VP: Lenneth's side-scrolling perspective makes a return.
VP: Lenneth’s side-scrolling perspective makes a return.

The visual style of Valkyrie Profile 2: Silmeria is significantly more coherent than that of Valkyrie Profile: Lenneth, abandoning hand-drawn character portraits and 2D sprites for extremely detailed 3D rendering. This new visual design presents an impressively realistic world, full of tiny quirks that make it seem alive, such as hanging ivy blowing in the wind, or the shifting of grass in an open field. Character animation is less solid, however, coming off as jerky and unrealistic at times.

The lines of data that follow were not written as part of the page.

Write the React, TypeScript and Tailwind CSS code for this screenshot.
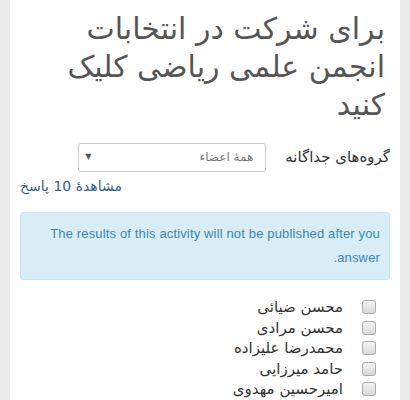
import React from "react";

const names = ["محسن ضیائی", "محسن مرادی", "محمدرضا علیزاده", "حامد میرزایی", "امیرحسین مهدوی"];

export default function App() {
  return (
    <div
      dir="rtl"
      className="min-h-[400px] bg-[#ebebeb] px-[10px] text-[#333]"
      style={{ fontFamily: '"DejaVu Sans", "Noto Sans", sans-serif' }}
    >
      <div className="min-h-[400px] bg-white pt-[10px]">
        <h2 className="pr-[15px] text-[30px] leading-[38px] font-normal text-[#555]">
          برای شرکت در انتخابات انجمن علمی ریاضی کلیک کنید
        </h2>

        <div className="mt-[18px] flex h-[30px] items-center gap-[19px] pr-[10px]">
          <span className="text-[15px] text-[#333]">گروه‌های جداگانه</span>
          <div className="flex h-[29px] w-[188px] items-center justify-between rounded-[3px] border border-[#ccc] bg-white pr-[12px] pl-[6px]">
            <span className="text-[12px] text-[#777]">همهٔ اعضاء</span>
            <span className="text-[8px] text-[#555]">▼</span>
          </div>
        </div>

        <div className="mt-[5px] flex justify-end pl-[10px]">
          <a className="text-[14px] leading-[18px] text-[#2f5f95]">مشاهدهٔ 10 پاسخ</a>
        </div>

        <div
          className="mx-[10px] mt-[17px] rounded-[3px] border border-[#bce8f1] bg-[#d9edf7] px-[9px] py-[9px] text-[13px] leading-[24px] tracking-[0.15px] text-[#3a87ad]"
          style={{ fontFamily: '"Liberation Sans", Arial, sans-serif' }}
        >
          The results of this activity will not be published after you answer.
        </div>

        <ul className="mt-[17px] flex flex-col pr-[24px]">
          {names.map((n) => (
            <li key={n} className="flex h-[20.5px] items-center gap-[19px]">
              <span className="h-[14px] w-[14px] shrink-0 rounded-[3px] border border-[#aaa] bg-gradient-to-b from-[#f4f4f4] to-[#d8d8d8]" />
              <span className="text-[15px] leading-[20px] text-[#333]">{n}</span>
            </li>
          ))}
        </ul>
      </div>
    </div>
  );
}
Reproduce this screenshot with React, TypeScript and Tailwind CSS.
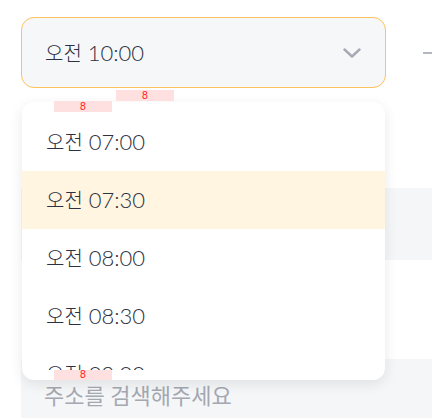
import React from "react";

const times = ["07:00", "07:30", "08:00", "08:30", "09:00", "09:30"];

function Badge({ className }: { className: string }) {
  return (
    <div
      className={`absolute flex items-center justify-center bg-[#ffe0e0] text-[#ff2a2a] text-[10px] leading-none font-['DejaVu_Sans',sans-serif] ${className}`}
    >
      8
    </div>
  );
}

function TimeText({ time }: { time: string }) {
  return (
    <span className="text-[22px] leading-none text-[#2c3142] font-light">
      <span className="text-[20px]">오전</span> {time}
    </span>
  );
}

export default function App() {
  return (
    <div className="relative w-[432px] h-[418px] overflow-hidden bg-white font-['Lato','Noto_Sans_CJK_KR',sans-serif]">
      <div className="flex flex-col pl-[21px] pt-[17px]">
        <div className="flex items-center">
          <div className="flex shrink-0 items-center justify-between w-[365px] h-[71px] rounded-[13px] border border-[#fcc35e] bg-[#f6f7f9] pl-[23px] pr-[24px]">
            <TimeText time="10:00" />
            <svg width="18" height="10" viewBox="0 0 18 10" fill="none">
              <path d="M1.5 1.5 L9 8.5 L16.5 1.5" stroke="#a6aab3" strokeWidth="2.4" strokeLinecap="round" strokeLinejoin="round" />
            </svg>
          </div>
          <div className="ml-[37px] w-[14px] h-[2px] bg-[#b3b7bf] shrink-0" />
        </div>
        <div className="mt-[100px] h-[72px] w-[411px] bg-[#f5f6f8]" />
        <div className="mt-[99px] h-[72px] w-[411px] shrink-0 bg-[#f5f6f8] flex items-center pl-[23px]">
          <span className="text-[22px] text-[#a4a8b1]">주소를 검색해주세요</span>
        </div>
      </div>

      <div className="absolute left-[22px] top-[102px] w-[363px] h-[278px] rounded-[12px] bg-white shadow-[0_4px_14px_rgba(0,0,0,0.09)] pt-[11px]">
        <div className="h-[257px] overflow-hidden">
          {times.map((t, i) => (
            <div
              key={t}
              className={`flex items-center h-[58px] pl-[24px] ${i === 1 ? "bg-[#fff5e1]" : ""}`}
            >
              <TimeText time={t} />
            </div>
          ))}
        </div>
      </div>

      <Badge className="left-[116px] top-[90px] w-[58px] h-[11px]" />
      <Badge className="left-[54px] top-[101px] w-[58px] h-[11px]" />
      <Badge className="left-[54px] top-[370px] w-[58px] h-[10px]" />
    </div>
  );
}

The lip sync is a particularly serious problem, with mouths moving at cross-purposes to the voiced lines, when they bother to move at all.

Valkyrie Profile 2: Silmeria has an unusually variable level of difficulty. In each chapter, the game presents certain sidequests that offer a chance to significantly improve the party’s abilities. These sidequests are entirely optional, of course, but not finding or completing them will cause spikes in difficulty that can make the game far more difficult. In addition to this, Valkyrie Profile 2: Silmeria has a unique New Game + option, wherein the difficulty increases slightly for each new playthrough. Overall, the game shouldn’t be challenging enough to cause frustration, but it does require some active involvement by the player to keep the difficulty level in check through the forty to fifty hour play time.

Given the highly unique ideas presented in Valkyrie Profile: Lenneth, the changes in style and gameplay shown by Valkyrie Profile 2: Silmeria are bound to disappoint some sections of the series fan base. However, with a unique take on real-time combat systems, a remarkable musical score, and a memorable cast of characters, Valkyrie Profile 2: Silmeria is highly recommendable in its own right.